>> START DATASET EXCERPT

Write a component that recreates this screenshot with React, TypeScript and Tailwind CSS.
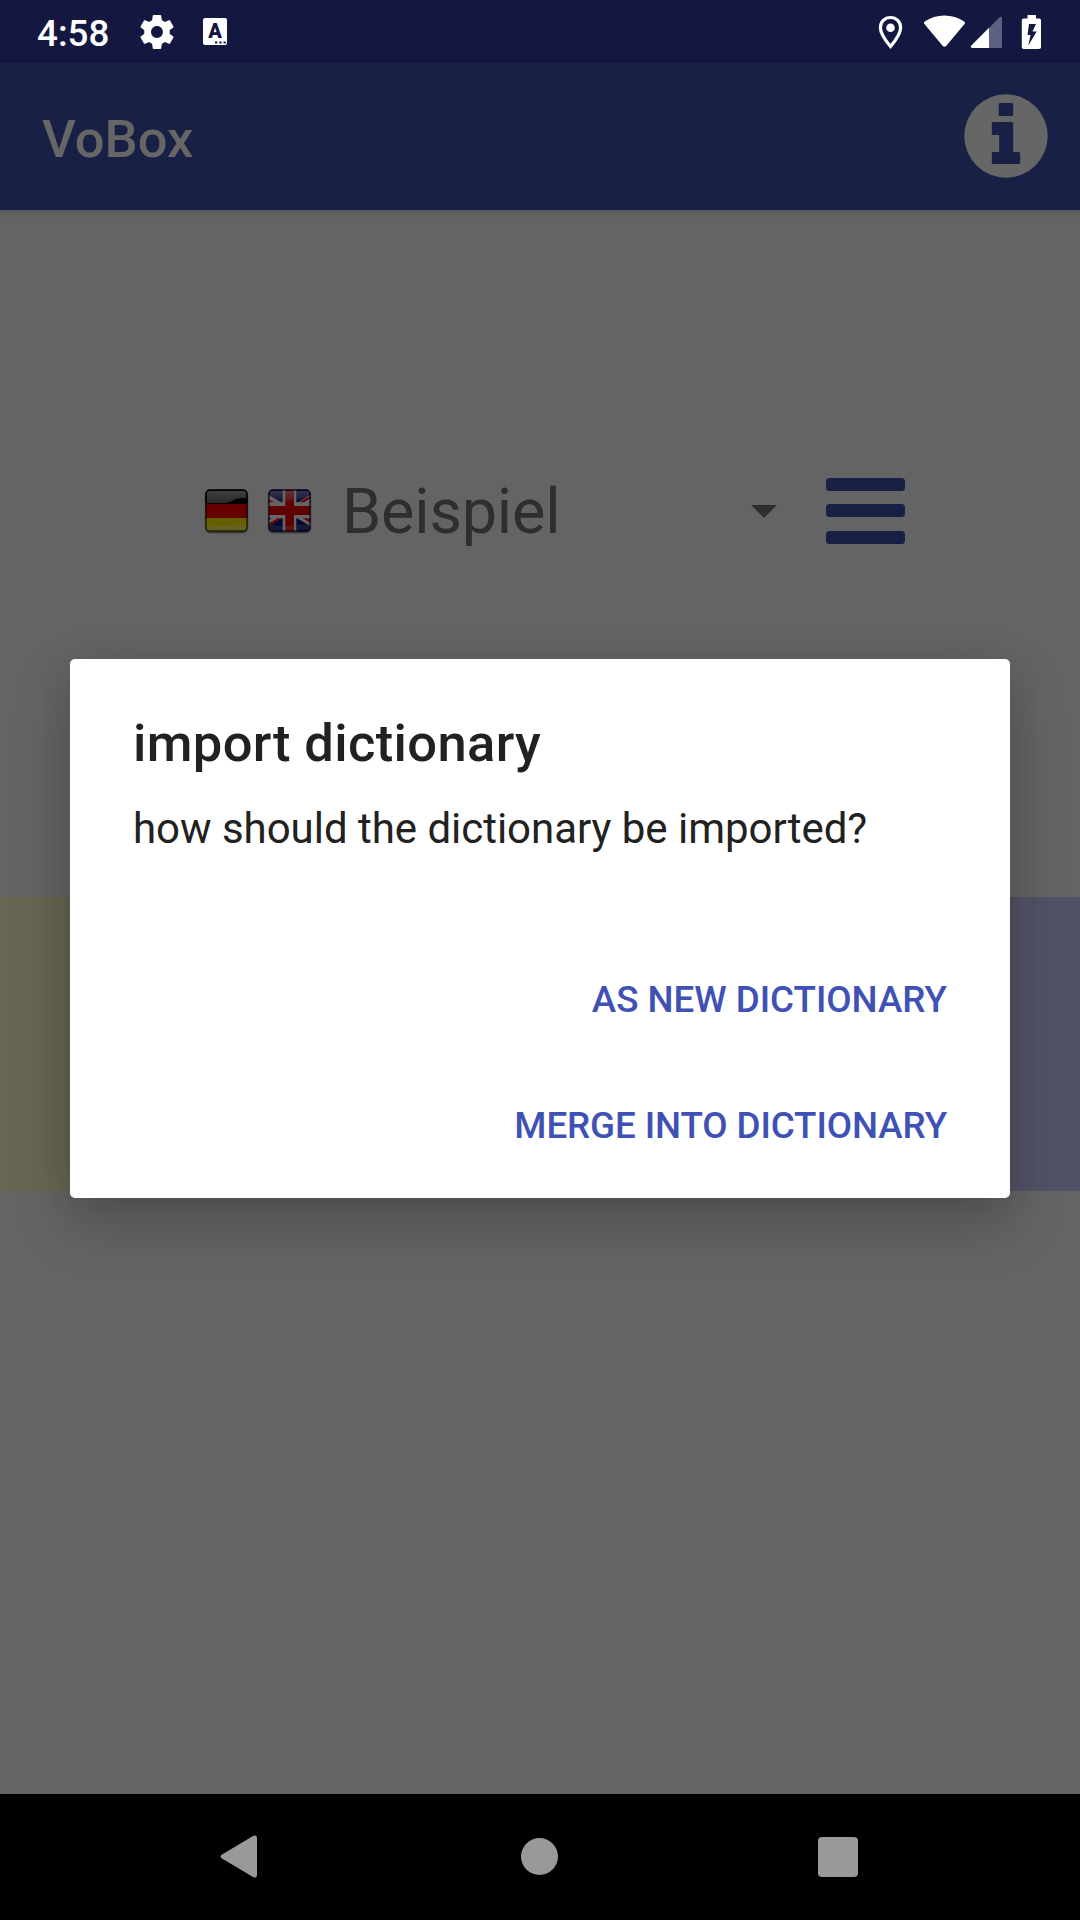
import React from "react";

function StatusBar() {
  return (
    <div className="flex h-[63px] items-center justify-between bg-[#141840] pl-[37px] pr-[39px] text-white">
      <div className="flex items-center">
        <span className="mt-[4px] w-[72px] whitespace-nowrap text-[36.75px] font-medium leading-[43px]">4:58</span>
        <svg className="ml-[31px] h-[34px] w-[34px]" viewBox="2 2 20 20" fill="currentColor">
          <path d="M19.43 12.98c.04-.32.07-.64.07-.98s-.03-.66-.07-.98l2.11-1.65c.19-.15.24-.42.12-.64l-2-3.46c-.12-.22-.39-.3-.61-.22l-2.49 1c-.52-.4-1.08-.73-1.69-.98l-.38-2.65A.488.488 0 0 0 14 2h-4c-.25 0-.46.18-.49.42l-.38 2.65c-.61.25-1.17.59-1.69.98l-2.49-1c-.23-.09-.49 0-.61.22l-2 3.46c-.13.22-.07.49.12.64l2.11 1.65c-.04.32-.07.65-.07.98s.03.66.07.98l-2.11 1.65c-.19.15-.24.42-.12.64l2 3.46c.12.22.39.3.61.22l2.49-1c.52.4 1.08.73 1.69.98l.38 2.65c.03.24.24.42.49.42h4c.25 0 .46-.18.49-.42l.38-2.65c.61-.25 1.17-.59 1.69-.98l2.49 1c.23.09.49 0 .61-.22l2-3.46c.12-.22.07-.49-.12-.64l-2.11-1.65zM12 15.500c-1.930 0-3.500-1.570-3.500-3.500s1.570-3.500 3.500-3.500 3.500 1.570 3.500 3.500-1.570 3.500-3.500 3.500z" />
        </svg>
        <span className="relative ml-[29px] flex h-[27px] w-[24px] items-start justify-center rounded-[2px] bg-white">
          <span className="text-[20px] font-black leading-[26px] text-[#141840]">A</span>
          <svg className="absolute bottom-[1.5px] right-[1px] h-[3px] w-[11px]" viewBox="0 0 11 3" fill="#141840">
            <path d="M0 .5h2.300v2H0zM4.300.5h2.300v2H4.300zM8.500.5h2.300v2H8.500z" />
          </svg>
        </span>
      </div>
      <svg className="h-[34px] w-[163px]" viewBox="878 14 163 34">
        <path d="M890.500 16.500c-5.800 0-10.100 4.500-10.100 10.200 0 6.500 5.600 13.400 10.100 18.800 4.500-5.400 10.100-12.300 10.100-18.800 0-5.700-4.300-10.200-10.100-10.200z" fill="none" stroke="#fff" strokeWidth="3.200" />
        <circle cx="890.500" cy="26.700" r="4.300" fill="#fff" />
        <path d="M924.700 20.600c11-8.300 28.500-8.300 39.500 0 .9.700 1 1.600.3 2.500l-18.300 21.800c-1 1.100-2.400 1.100-3.400 0l-18.400-21.800c-.7-.9-.6-1.800.3-2.500z" fill="#fff" />
        <path d="M999.500 16.300c1.500-1.200 2.500-.5 2.500 1.200v28c0 1-.5 1.500-1.500 1.500H989V27z" fill="#5f6080" />
        <path d="M989 26.800V47h-16.500c-1.700 0-2.200-1.300-1.200-2.400z" fill="#fff" />
        <path fillRule="evenodd" d="M1027.500 14h8.500v3.500h3c1.300 0 2 .7 2 2V46c0 1.300-.7 2-2 2h-15.300c-1.200 0-1.900-.7-1.900-2V19.500c0-1.300.7-2 1.900-2h3.800zM1029 23l-1.500 11h3l-2.200 10.500 8.400-14h-4.200l3.500-7.500z" fill="#fff" />
      </svg>
    </div>
  );
}

function AppBar() {
  return (
    <header className="relative z-10 flex h-[147px] items-center justify-between bg-[#192046] pl-[42px] pr-[32.5px] shadow-[0_2px_8px_rgba(0,0,0,0.16)]">
      <h1 className="mt-[4px] text-[52.5px] font-medium leading-[62px] text-[#666]">VoBox</h1>
      <svg className="mb-px h-[84px] w-[84px]" viewBox="0 0 84 84">
        <circle cx="42" cy="42" r="41.700" fill="#666" />
        <g fill="#192046">
          <rect x="34.700" y="9" width="14.500" height="13" rx="1.500" />
          <path d="M29.300 28h18.400q1.500 0 1.500 1.500V58h5.500q1.500 0 1.500 1.500v9q0 1.500-1.500 1.500H29.300q-1.500 0-1.500-1.500v-9q0-1.500 1.500-1.500h5.900V41h-5.900q-1.500 0-1.500-1.500v-10q0-1.500 1.500-1.500z" />
        </g>
      </svg>
    </header>
  );
}

function GermanFlag() {
  return (
    <svg className="h-[48px] w-[48px]" viewBox="0 0 48 48">
      <defs>
        <clipPath id="de"><rect x="2.500" y="2.500" width="42" height="42" rx="4.500" /></clipPath>
        <linearGradient id="gloss" x1="0" y1="0" x2="0" y2="1">
          <stop offset="0" stopColor="#60645f" stopOpacity=".65" />
          <stop offset="1" stopColor="#555" stopOpacity=".5" />
        </linearGradient>
      </defs>
      <rect x="1.500" y="2.500" width="44" height="44.500" rx="6" fill="#000" opacity=".15" />
      <rect x="2" y="3" width="43" height="43" rx="5" fill="#000" opacity=".35" />
      <g clipPath="url(#de)">
        <path fill="#000" d="M0 0h48v17H0z" />
        <path fill="#660000" d="M0 17h48v14H0z" />
        <path fill="#665f00" d="M0 31h48v17H0z" />
        <path d="M4 6q0-2 2-2h35q2 0 2 2v5c-5 0-9 0-13 2.500C25 17 17 16 4 16z" fill="url(#gloss)" />
        <path d="M4 38c8 0 11 2 18 1s12-2 21-1v4q0 1.500-2 1.500H6q-2 0-2-1.500z" fill="#666" opacity=".3" />
      </g>
      <rect x="3" y="3" width="41" height="41" rx="4" fill="none" stroke="#000" strokeWidth="1.500" opacity=".65" />
    </svg>
  );
}

function BritishFlag() {
  return (
    <svg className="h-[48px] w-[48px]" viewBox="0 0 48 48">
      <defs>
        <clipPath id="gb"><rect x="2.500" y="2.500" width="42" height="42" rx="4.500" /></clipPath>
        <linearGradient id="shine" x1="0" y1="0" x2="0" y2="1">
          <stop offset="0" stopColor="#606068" stopOpacity=".5" />
          <stop offset="1" stopColor="#666" stopOpacity=".12" />
        </linearGradient>
      </defs>
      <rect x="1.500" y="2.500" width="44" height="44.500" rx="6" fill="#000" opacity=".15" />
      <rect x="2" y="3" width="43" height="43" rx="5" fill="#000" opacity=".35" />
      <g clipPath="url(#gb)">
        <path fill="#04072f" d="M0 0h48v48H0z" />
        <path d="M-4 7 51 40M51 7-4 40" stroke="#666" strokeWidth="5.500" />
        <path d="M-4 9.500 20 24M51 6 27 20.500M51 38.500 27 24M-4 42 20 27.500" stroke="#660000" strokeWidth="2.500" />
        <path fill="#666" d="M16.700 0h13.600v48H16.700zM0 15.300h48v16H0z" />
        <path fill="#600000" d="M19.300 0H28v48h-8.700zM0 19h48v9H0z" />
        <path d="M4 4h39v7c-10 0-16 5-39 4z" fill="url(#shine)" />
        <path d="M4 38c8 0 11 2 18 1s12-2 21-1v5H4z" fill="#666" opacity=".2" />
      </g>
      <rect x="3" y="3" width="41" height="41" rx="4" fill="none" stroke="#05061a" strokeWidth="1.500" opacity=".7" />
    </svg>
  );
}

function DictionaryPicker() {
  return (
    <div className="mt-[261px] flex h-[80px] items-center pl-[203px]">
      <GermanFlag />
      <span className="w-[15px]" />
      <BritishFlag />
      <span className="ml-[28px] mt-[2px] w-[410px] text-[63px] leading-[74px] tracking-[-0.2px] text-[#2e2e2e]">Beispiel</span>
      <svg className="-ml-[1.5px] h-[13px] w-[26px]" viewBox="0 0 26 13"><path d="M0 0h26L13 13z" fill="#2e2e2e" /></svg>
      <div className="ml-[49.5px] flex h-[66px] flex-col">
        <span className="h-[13px] w-[79px] rounded-[3.5px] bg-[#192046]" />
        <span className="mt-[13px] h-[13px] w-[79px] rounded-[3.5px] bg-[#192046]" />
        <span className="mt-[14px] h-[13px] w-[79px] rounded-[3.5px] bg-[#192046]" />
      </div>
    </div>
  );
}

function ImportDialog() {
  return (
    <div className="absolute left-[70px] top-[659px] flex h-[539px] w-[940px] flex-col rounded-[5px] bg-white px-[63px] text-[#212121] shadow-[0_24px_56px_rgba(0,0,0,0.22),0_0_36px_rgba(0,0,0,0.06)]">
      <h2 className="mt-[53px] text-[52.5px] font-medium leading-[62px] tracking-[0.36px]">import dictionary</h2>
      <p className="mt-[30px] whitespace-nowrap text-[42px] leading-[50px] tracking-[-0.03px]">how should the dictionary be imported?</p>
      <div className="mt-[83px] flex flex-col items-end text-[36.75px] font-medium text-[#3f51b5]">
        <button className="flex h-[126px] items-center tracking-[-0.02px]">AS NEW DICTIONARY</button>
        <button className="flex h-[126px] items-center tracking-[-0.1px]">MERGE INTO DICTIONARY</button>
      </div>
    </div>
  );
}

function NavigationBar() {
  return (
    <nav className="flex h-[126px] items-center bg-black pb-px pl-[219.5px]">
      <svg className="h-[43px] w-[38px]" viewBox="0 0 38 43">
        <path d="M2 19.500 33 1q4-2 4 2.500v36q0 4.500-4 2.500L2 23.500q-3-2 0-4z" fill="#999" />
      </svg>
      <span className="ml-[263.5px] h-[37px] w-[37px] rounded-full bg-[#999]" />
      <span className="ml-[260px] h-[40px] w-[40px] rounded-[4px] bg-[#999]" />
    </nav>
  );
}

export default function App() {
  return (
    <div className="relative flex h-[1920px] w-[1080px] flex-col overflow-hidden bg-[#646464] font-['Roboto',sans-serif]">
      <StatusBar />
      <AppBar />
      <main className="flex flex-1 flex-col">
        <DictionaryPicker />
        <div className="mt-[346px] flex h-[294px]">
          <span className="flex-1 bg-[#666652]" />
          <span className="flex-1 bg-[#525266]" />
        </div>
      </main>
      <NavigationBar />
      <ImportDialog />
    </div>
  );
}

>> END DATASET EXCERPT

WHAT IS EXPECTED →
Check each line above for "React" and return the ones that have it.

EXERCISE OUTPUT →
Write a component that recreates this screenshot with React, TypeScript and Tailwind CSS.
import React from "react";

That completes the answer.